The game was played the way Shrewsbury wanted to and they had the better chances. 6/37
We managed 0 shots on target and only two shots from inside the box in the entirety of that second half. Much hay was made pre-match about our team starting slowly. 7/37
That's not actually been the issue IMHO: We flew out of the traps at home against Fleetwood too and did the same here. But we're so, so fragile and at the first hint of adversity - a missed penalty when we were still well on top - was enough to knock us off our stride. 8/37
This starting line-up had 2,800 career appearances between them, 1,800 of which at Championship level or higher. To not be able to adapt to the run of a game with that level of experience is hard to fathom. 9/37
We're relying on opponents not having enough quality to put us away and that won't work going forwards: The only team we've played, who are now in the top half of the table, is Plymouth. 10/37
So we can't expect to keep getting away with it once opposition gets better and sharper than an admirably scrapping Shrewsbury were today.
It's NOT that the space isn't there, we just don't create it, because the tempo of our play is so slow. 11/37
By that I don't mind "get it in t'mixer!". No, we started with the long, aimless punts more than once as frustration set in second half.
I mean instead that there's no more than one player running at the same time in attack. 12/37
For all the explanations of "it will take time to come together" shouldn't there be an at least somewhat linear progression in how coherent we look going forward game on game? 13/37
There was no suggestion these players had had another week's work on the training pitch together. Numerous points and checked runs instead gave the impression they really didn't know what they were supposed to do. 14/37
It's hard to out do your opponent with your quality on the ball if you don't use it.

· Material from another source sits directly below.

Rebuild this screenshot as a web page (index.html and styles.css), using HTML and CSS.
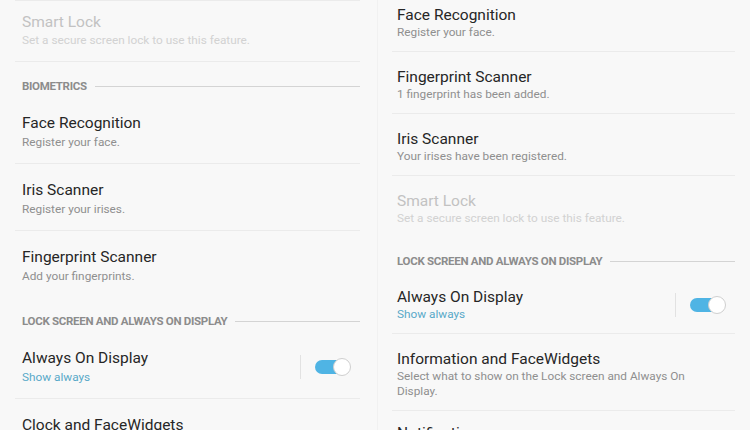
FILE: index.html
```html
<!DOCTYPE html>
<html lang="en">
<head>
    <meta charset="UTF-8">
    <meta name="viewport" content="width=device-width, initial-scale=1.0">
    <title>Lock Screen and Security</title>
    <link rel="stylesheet" href="styles.css">
</head>
<body>
    <!-- Left screen -->
    <div class="panel panel-left">
        <div class="item disabled top-cut-left">
            <div class="title">Smart Lock</div>
            <div class="sub">Set a secure screen lock to use this feature.</div>
        </div>

        <div class="header"><span>BIOMETRICS</span></div>
        <div class="item">
            <div class="title">Face Recognition</div>
            <div class="sub">Register your face.</div>
        </div>
        <div class="item">
            <div class="title">Iris Scanner</div>
            <div class="sub">Register your irises.</div>
        </div>
        <div class="item last">
            <div class="title">Fingerprint Scanner</div>
            <div class="sub">Add your fingerprints.</div>
        </div>

        <div class="header"><span>LOCK SCREEN AND ALWAYS ON DISPLAY</span></div>
        <div class="item with-switch">
            <div class="text">
                <div class="title">Always On Display</div>
                <div class="sub accent">Show always</div>
            </div>
            <div class="vline"></div>
            <div class="switch on"><span class="knob"></span></div>
        </div>
        <div class="item">
            <div class="title">Clock and FaceWidgets</div>
        </div>
    </div>

    <!-- Right screen -->
    <div class="panel panel-right">
        <div class="item top-cut-right">
            <div class="title">Face Recognition</div>
            <div class="sub">Register your face.</div>
        </div>
        <div class="item">
            <div class="title">Fingerprint Scanner</div>
            <div class="sub">1 fingerprint has been added.</div>
        </div>
        <div class="item">
            <div class="title">Iris Scanner</div>
            <div class="sub">Your irises have been registered.</div>
        </div>
        <div class="item disabled last">
            <div class="title">Smart Lock</div>
            <div class="sub">Set a secure screen lock to use this feature.</div>
        </div>

        <div class="header"><span>LOCK SCREEN AND ALWAYS ON DISPLAY</span></div>
        <div class="item with-switch">
            <div class="text">
                <div class="title">Always On Display</div>
                <div class="sub accent">Show always</div>
            </div>
            <div class="vline"></div>
            <div class="switch on"><span class="knob"></span></div>
        </div>
        <div class="item">
            <div class="title">Information and FaceWidgets</div>
            <div class="sub">Select what to show on the Lock screen and Always On<br>Display.</div>
        </div>
        <div class="item bottom-cut">
            <div class="title">Notifications</div>
        </div>
    </div>
</body>
</html>
```

FILE: styles.css
```css
body {
    font-family: Roboto, "Liberation Sans", sans-serif;
    margin: 0;
    padding: 0;
    display: flex;
    height: 430px;
    overflow: hidden;
    background-color: #f8f8f8;
    color: #222;
}

/* Panels */
.panel {
    display: flex;
    flex-direction: column;
    overflow: hidden;
}

.panel-left {
    width: 377px;
    padding: 0 17px 0 15px;
    box-sizing: border-box;
}

.panel-right {
    width: 373px;
    padding: 0 15px 0 14px;
    box-sizing: border-box;
    border-left: 1px solid #f1f1f1;
}

/* List rows */
.item {
    flex-shrink: 0;
    padding: 16px 0 13px 7px;
    border-bottom: 1px solid #ebebeb;
}

.panel-right .item {
    padding: 15px 0 11px 5px;
}

.item.last {
    border-bottom: none;
}

.panel-left .top-cut-left {
    border-top: 1px solid #ebebeb;
    padding-top: 11px;
    padding-bottom: 13px;
}

.panel-left .top-cut-left .sub {
    margin-top: 0;
}

.panel-right .top-cut-right {
    padding-top: 5px;
}

.panel-right .bottom-cut {
    padding-top: 12px;
}

.title {
    font-size: 15.5px;
    line-height: 20px;
    color: #262626;
}

.sub {
    font-size: 11.8px;
    line-height: 16px;
    margin-top: 1px;
    color: #8f8f8f;
}

.panel-right .sub {
    margin-top: 0;
    line-height: 15px;
}

.disabled .title {
    color: #c2c2c2;
}

.disabled .sub {
    color: #d2d2d2;
}

.sub.accent {
    color: #58a9c8;
}

/* Section headers */
.header {
    flex-shrink: 0;
    display: flex;
    align-items: center;
    padding: 16px 0 3px 7px;
    font-size: 11.5px;
    line-height: 16px;
    font-weight: 700;
    letter-spacing: -0.3px;
    color: #8c8c8c;
}

.panel-right .header {
    padding-left: 5px;
}

.header::after {
    content: "";
    flex: 1;
    height: 1px;
    margin-left: 8px;
    background-color: #d4d4d4;
}

/* Row with a switch */
.with-switch {
    display: flex;
    align-items: center;
}

.with-switch .text {
    flex: 1;
}

.vline {
    width: 1px;
    height: 24px;
    background-color: #e2e2e2;
    margin-right: 14px;
}

.switch {
    position: relative;
    width: 36px;
    height: 18px;
    margin-right: 9px;
}

.switch::before {
    content: "";
    position: absolute;
    left: 0;
    top: 2px;
    width: 30px;
    height: 14px;
    border-radius: 7px;
    background-color: #4fb4e4;
}

.switch .knob {
    position: absolute;
    right: 0;
    top: 0;
    width: 16px;
    height: 16px;
    border-radius: 50%;
    background-color: #fff;
    border: 1px solid #cfcfcf;
}
```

I would've taken Bannan, not Adeniran, off. Bannan killed the tempo of the game almost every time he got on the ball; you could see runs being stopped. 15/37
It was like watching a black hole sucking creativity out of the game at times and so, so frustrating, when you know he can be so much better than that. 16/37
We saw that first half, where he played on the first touch a lot more instead of touching it a lot of times and doing twirls that got him nowhere. 17/37
Shrewsbury adapted and shut us down by stretching their defence horizontally, so when our wingers got the ball (at last) they started from a standstill, close to one often two opponents and with little to no space in behind those opponents. 18/37
Shodipo had torn them a new one in the first 30 constantly getting isolated with his direct opponent and beating him. 19/37
There was no attempt to move the ball in between the lines, nor runs on the outside in behind from the wingers trying to create that space in front of their defence that they sucked out like a vacuum by collapsing their midfield on top of their defence. 20/37
And there were rarely attempts to switch play quickly from one side to the other, trying to move that settled block of Shrewsbury's that had defenders which, individually, had looked all at sea earlier on in the game. 21/37
I don't expect miracles. Bedding in this squad of players will take time; months probably. But I do expect to see quiet, incremental progression if not from game to game then over a couple of games. 22/37
But are we looking better drilled defensively now than at Rotherham (Iorfa looking particularly iffy in duels and with his positioning)? 23/37
And are our attacking play more coherent, better paced and more dangerous than in previous games (remember, 0 shots on target, 2 shots from inside the box, in that second half)? I don't see it.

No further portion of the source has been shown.